Agency theory, or principal-agent models, is an important tool for understanding contracting. There are two main types of agency model. In the first, a risk-neutral principal (e.g. insurance company) contracts with a risk-averse agent. The contract must balance risk-sharing (the principal is more efficient at absorbing risk) with the agent's incentive to exert effort (a contract in which the agent's payoff is constant puts all the risk on the principal, but gives the agent no incentive to exert effort). In the other class of models, both the principal and the agent are risk-neutral, but the agent knows more about his cost of effort than the principal. As a consequence, the agent earns informational rents from the contract (low cost agents can act like high cost agents, thereby being paid more than their cost), and the principal has an incentive to distort the agent's effort to reduce the informational rents, and full information efficiency is not obtained. Several results emerge from this analysis. More able agents work harder, and only the best possible agent has a full-information efficient contract. More able agents have higher commissions and lower salaries than less able agents. Agency theory is also the theory of optimal taxation.

13. Insurance

A risk neutral insurer offers insurance to an agent, who knows his own riskiness, and the insurer does not. This is the classic asymmetric information model, simple to solve, and illustrates many of the effects of asymmetric information: an full-information efficient contract only for one possible type of agent, inefficiently little insurance for others.
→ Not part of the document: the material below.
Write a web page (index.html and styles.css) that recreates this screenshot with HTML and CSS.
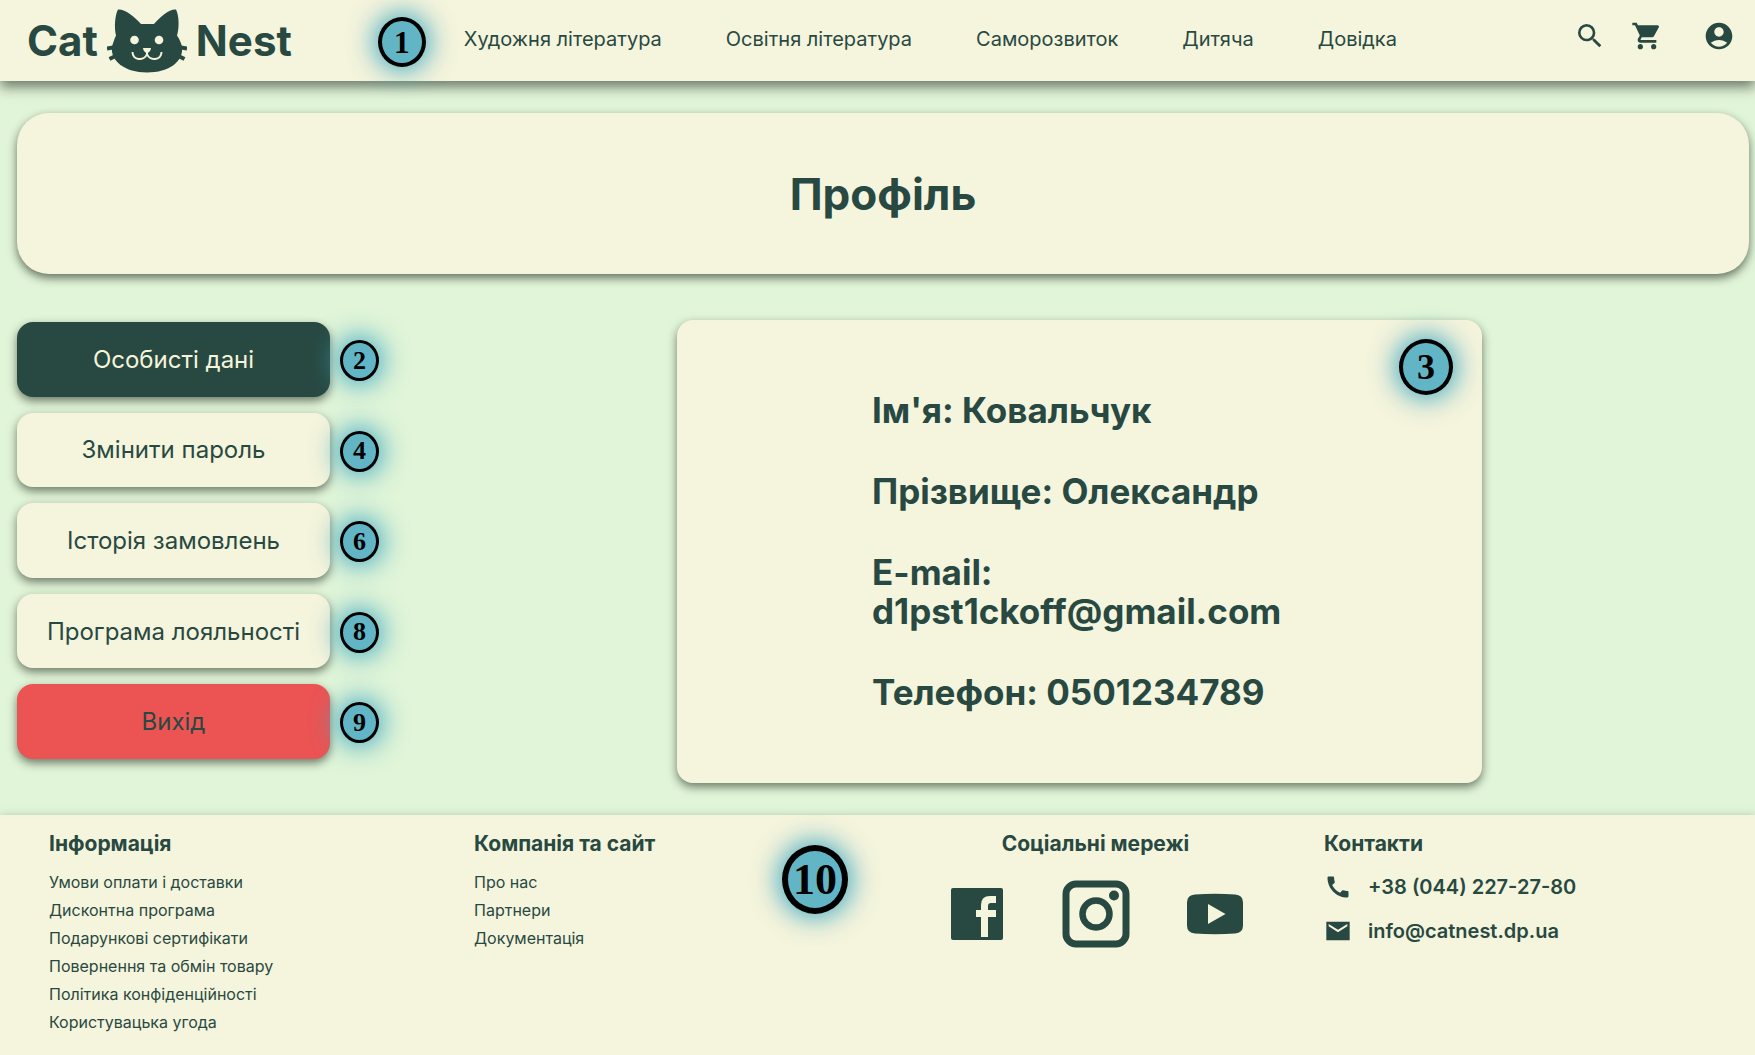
FILE: index.html
```html
<!DOCTYPE html>
<html lang="uk">
<head>
<meta charset="utf-8">
<meta name="viewport" content="width=device-width, initial-scale=1">
<title>Cat Nest — Профіль</title>
<link rel="stylesheet" href="styles.css">
</head>
<body>
<header class="header">
  <a class="logo" href="#">
    <span>Cat</span>
    <svg class="logo-cat" viewBox="0 0 80 64" aria-hidden="true">
      <path fill="currentColor" d="M11 .5C18 0 28 8 34 15h13C53 8 62 0 69 .5c3 6 3.500 18 1 26 3 4 4 8 5 11 2 15-13 26-35 26S3 52 5 37.500c1-3 2-7 4-11C7 18 8 6 11 .5z"/>
      <path stroke="currentColor" stroke-width="4" d="M0 39.500l9-1.500M2.500 50l8-4M80 39.500l-9-1.500M77.500 50l-8-4"/>
      <circle cx="27.500" cy="31" r="4.300" fill="#f5f4dc"/>
      <circle cx="52" cy="31" r="4.300" fill="#f5f4dc"/>
      <path fill="#f5f4dc" d="M36 39h8q0 3-4 5.500-4-2.500-4-5.500z"/>
      <path fill="none" stroke="#f5f4dc" stroke-width="2" d="M40 43v3M25.500 43c0 9 12 9 14.500 2 2.500 7 14.500 7 14.500-2"/>
    </svg>
    <span>Nest</span>
  </a>
  <nav class="nav" aria-label="Категорії">
    <span class="badge badge-md nav-badge">1</span>
    <a href="#">Художня література</a>
    <a href="#">Освітня література</a>
    <a href="#">Саморозвиток</a>
    <a href="#">Дитяча</a>
    <a href="#">Довідка</a>
  </nav>
  <div class="tools">
    <button type="button" aria-label="Пошук"><svg viewBox="0 0 24 24"><path d="M15.500 14h-.79l-.28-.27A6.470 6.470 0 0 0 16 9.500 6.500 6.500 0 1 0 9.500 16c1.610 0 3.090-.59 4.230-1.570l.27.28v.79l5 4.990L20.490 19l-4.990-5zm-6 0C7.010 14 5 11.990 5 9.500S7.010 5 9.500 5 14 7.010 14 9.500 11.990 14 9.500 14z"/></svg></button>
    <button type="button" aria-label="Кошик"><svg viewBox="0 0 24 24"><path d="M7 18c-1.100 0-1.990.9-1.990 2S5.900 22 7 22s2-.9 2-2-.9-2-2-2zM1 2v2h2l3.600 7.590-1.350 2.450c-.16.28-.25.61-.25.960 0 1.100.9 2 2 2h12v-2H7.420c-.14 0-.25-.11-.25-.25l.03-.12.9-1.630h7.450c.75 0 1.410-.41 1.750-1.030l3.580-6.490A1 1 0 0 0 20 4H5.210l-.94-2H1zm16 16c-1.100 0-1.990.9-1.990 2s.89 2 1.990 2 2-.9 2-2-.9-2-2-2z"/></svg></button>
    <button type="button" class="account" aria-label="Обліковий запис"><svg viewBox="0 0 24 24"><path d="M12 2C6.480 2 2 6.480 2 12s4.480 10 10 10 10-4.480 10-10S17.520 2 12 2zm0 3.500c1.930 0 3.500 1.570 3.500 3.500s-1.570 3.500-3.500 3.500S8.500 10.930 8.500 9 10.070 5.500 12 5.500zM12 20c-2.030 0-4.430-.82-6.140-2.880C7.550 15.800 9.680 15 12 15s4.450.8 6.140 2.120C16.430 19.180 14.030 20 12 20z"/></svg></button>
  </div>
</header>

<main class="page">
  <section class="banner"><h1>Профіль</h1></section>
  <div class="profile">
    <div class="menu">
      <div class="menu-item"><button type="button" class="active">Особисті дані</button><span class="badge badge-sm">2</span></div>
      <div class="menu-item"><button type="button">Змінити пароль</button><span class="badge badge-sm">4</span></div>
      <div class="menu-item"><button type="button">Історія замовлень</button><span class="badge badge-sm">6</span></div>
      <div class="menu-item"><button type="button">Програма лояльності</button><span class="badge badge-sm">8</span></div>
      <div class="menu-item"><button type="button" class="exit">Вихід</button><span class="badge badge-sm">9</span></div>
    </div>
    <section class="card">
      <span class="badge badge-lg card-badge">3</span>
      <p>Ім'я: Ковальчук</p>
      <p>Прізвище: Олександр</p>
      <p>E-mail: d1pst1ckoff@gmail.com</p>
      <p>Телефон: 0501234789</p>
    </section>
  </div>
</main>

<footer class="footer">
  <section>
    <h2>Інформація</h2>
    <ul>
      <li><a href="#">Умови оплати і доставки</a></li>
      <li><a href="#">Дисконтна програма</a></li>
      <li><a href="#">Подарункові сертифікати</a></li>
      <li><a href="#">Повернення та обмін товару</a></li>
      <li><a href="#">Політика конфіденційності</a></li>
      <li><a href="#">Користувацька угода</a></li>
    </ul>
  </section>
  <section class="company">
    <h2>Компанія та сайт</h2>
    <ul>
      <li><a href="#">Про нас</a></li>
      <li><a href="#">Партнери</a></li>
      <li><a href="#">Документація</a></li>
    </ul>
    <span class="badge badge-xl footer-badge">10</span>
  </section>
  <section class="social">
    <h2>Соціальні мережі</h2>
    <div class="social-links">
      <a href="#" aria-label="Facebook"><svg viewBox="0 0 68 68"><path d="M10 8h48q2 0 2 2v48q0 2-2 2H10q-2 0-2-2V10q0-2 2-2z"/><path fill="#f5f4dc" d="M38 57V37h-5v-7h5v-5q0-9 9-9h6v7h-5q-3 0-3 3v4h8v7h-8v20z"/></svg></a>
      <a href="#" aria-label="Instagram"><svg viewBox="0 0 68 68"><rect x="4" y="4" width="60" height="60" rx="10" fill="none" stroke="currentColor" stroke-width="7"/><circle cx="34" cy="34" r="13.500" fill="none" stroke="currentColor" stroke-width="6.500"/><circle cx="52" cy="15.500" r="5"/></svg></a>
      <a href="#" aria-label="YouTube"><svg viewBox="0 0 68 68"><path fill-rule="evenodd" d="M14 14.500q20-1.500 40 0 8 .5 8 8v23q0 7.500-8 8-20 1.500-40 0-8-.5-8-8v-23q0-7.500 8-8zM27 24v20l17.500-10z"/></svg></a>
    </div>
  </section>
  <section class="contacts">
    <h2>Контакти</h2>
    <a href="#"><svg viewBox="0 0 24 24"><path d="M20.010 15.380c-1.230 0-2.420-.2-3.530-.56a.98.98 0 0 0-1.010.24l-1.570 1.970c-2.830-1.350-5.480-3.900-6.890-6.830l1.950-1.660c.27-.28.35-.67.24-1.020-.37-1.110-.56-2.300-.56-3.530 0-.54-.45-.99-.99-.99H4.190C3.650 3 3 3.240 3 3.990 3 13.280 10.730 21 20.010 21c.71 0 .99-.63.99-1.180v-3.450c0-.54-.45-.99-.99-.99z"/></svg>+38 (044) 227-27-80</a>
    <a href="#"><svg viewBox="0 0 24 24"><path d="M22 4H2v16h20V4zm-2 4-8 5-8-5V6l8 5 8-5v2z"/></svg>info@catnest.dp.ua</a>
  </section>
</footer>
</body>
</html>
```
FILE: styles.css
```css
* { box-sizing: border-box; }

body {
  margin: 0;
  min-height: 100vh;
  display: flex;
  flex-direction: column;
  background: #e1f5d8;
  color: #284942;
  font-family: Inter, "Liberation Sans", sans-serif;
}

h1, h2, p, ul { margin: 0; padding: 0; font-weight: 700; }
ul { list-style: none; font-weight: 400; }
a { color: inherit; text-decoration: none; }
svg { display: block; fill: currentColor; }

button {
  border: 0;
  padding: 0;
  background: none;
  color: inherit;
  font: inherit;
  cursor: pointer;
}

.header {
  display: flex;
  align-items: center;
  height: 81px;
  padding: 0 20px 0 27px;
  background: #f5f4dc;
  box-shadow: 0 6px 12px rgba(30, 40, 30, 0.6);
}

.logo {
  display: flex;
  align-items: center;
  gap: 9px;
  font-size: 42px;
  font-weight: 700;
}
.logo-cat { width: 80px; height: 64px; }

.nav {
  position: relative;
  display: flex;
  flex: 1;
  gap: 64px;
  margin-left: 172px;
  padding-bottom: 4px;
  font-size: 20px;
  line-height: 24px;
}
.nav-badge { left: -86px; top: -10px; }

.tools { display: flex; gap: 25px; padding-bottom: 9px; }
.tools svg { width: 32px; height: 32px; }
.account { margin-left: 15px; }

/* Numbered markers laid over the page sections */
.badge {
  position: absolute;
  z-index: 2;
  display: flex;
  align-items: center;
  justify-content: center;
  border: 4px solid #000;
  border-radius: 50%;
  background: #62b5c5;
  box-shadow: 0 0 26px 4px rgba(60, 166, 194, 0.95);
  color: #000;
  font-family: "Liberation Serif", serif;
  font-weight: 700;
  line-height: 1;
}
.badge-sm { width: 39px; height: 41px; border-width: 3px; font-size: 26px; }
.badge-md { width: 48px; height: 50px; font-size: 32px; }
.badge-lg { width: 54px; height: 56px; font-size: 36px; }
.badge-xl { width: 66px; height: 69px; border-width: 6px; font-size: 44px; }

.page { padding: 32px 6px 32px 17px; }

.banner {
  display: flex;
  align-items: center;
  justify-content: center;
  height: 161px;
  border-radius: 32px;
  background: #f5f4dc;
  box-shadow: 0 4px 10px rgba(30, 40, 30, 0.65);
}
h1 { font-size: 44px; line-height: 52px; }

.profile {
  display: grid;
  grid-template-columns: 313px 1fr;
  column-gap: 80px;
  margin-top: 46px;
}

.menu {
  display: grid;
  grid-auto-rows: 1fr;
  gap: 16px;
  padding: 2px 0 24px;
}
.menu-item { position: relative; }
.menu-item button {
  width: 100%;
  height: 100%;
  border-radius: 16px;
  background: #f5f4dc;
  box-shadow: 0 4px 10px rgba(30, 40, 30, 0.6);
  font-size: 24px;
}
.menu-item .active { background: #284942; color: #f5f4dc; }
.menu-item .exit { background: #ec5353; }
.menu-item .badge { left: calc(100% + 10px); top: 18px; }

.card {
  position: relative;
  justify-self: center;
  display: flex;
  flex-direction: column;
  gap: 42px;
  width: min(100%, 805px);
  padding: 71px 180px 71px 195px;
  border-radius: 16px;
  background: #f5f4dc;
  box-shadow: 0 4px 10px rgba(30, 40, 30, 0.6);
  font-size: 35px;
  line-height: 39px;
}
.card-badge { right: 29px; top: 19px; }

.footer {
  display: grid;
  grid-template-columns: repeat(4, 1fr);
  flex: 1;
  padding: 16px 6px 16px 49px;
  background: #f5f4dc;
  box-shadow: 0 4px 10px rgba(30, 40, 30, 0.5);
}
h2 { font-size: 21px; line-height: 26px; }
.footer ul { margin-top: 11px; font-size: 16px; line-height: 28px; }

.company { position: relative; }
.footer-badge { left: 308px; top: 14px; }

.social {
  display: flex;
  flex-direction: column;
  align-items: center;
  gap: 23px;
  padding-right: 32px;
}
.social-links { display: flex; gap: 51px; }
.social-links svg { width: 68px; height: 68px; }

.contacts { display: flex; flex-direction: column; align-items: flex-start; gap: 16px; }
.contacts a {
  display: flex;
  align-items: center;
  gap: 16px;
  font-size: 20px;
  font-weight: 600;
}
.contacts svg { width: 28px; height: 28px; }
```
14. Bilateral Bargaining and The Market for Lemons

A buyer and seller each know their value of an object that the seller holds, but do not know the other's value. It turns out that there is no mechanism for achieving efficient trade; that is, it is not possible for these two to trade whenever trade is socially optimal, because each has an incentive to distort the mechanism to improve the terms of trade. In a dynamic context, this leads to delay in trade. The general thrust of this topic is to understand how markets work when information is not available to all.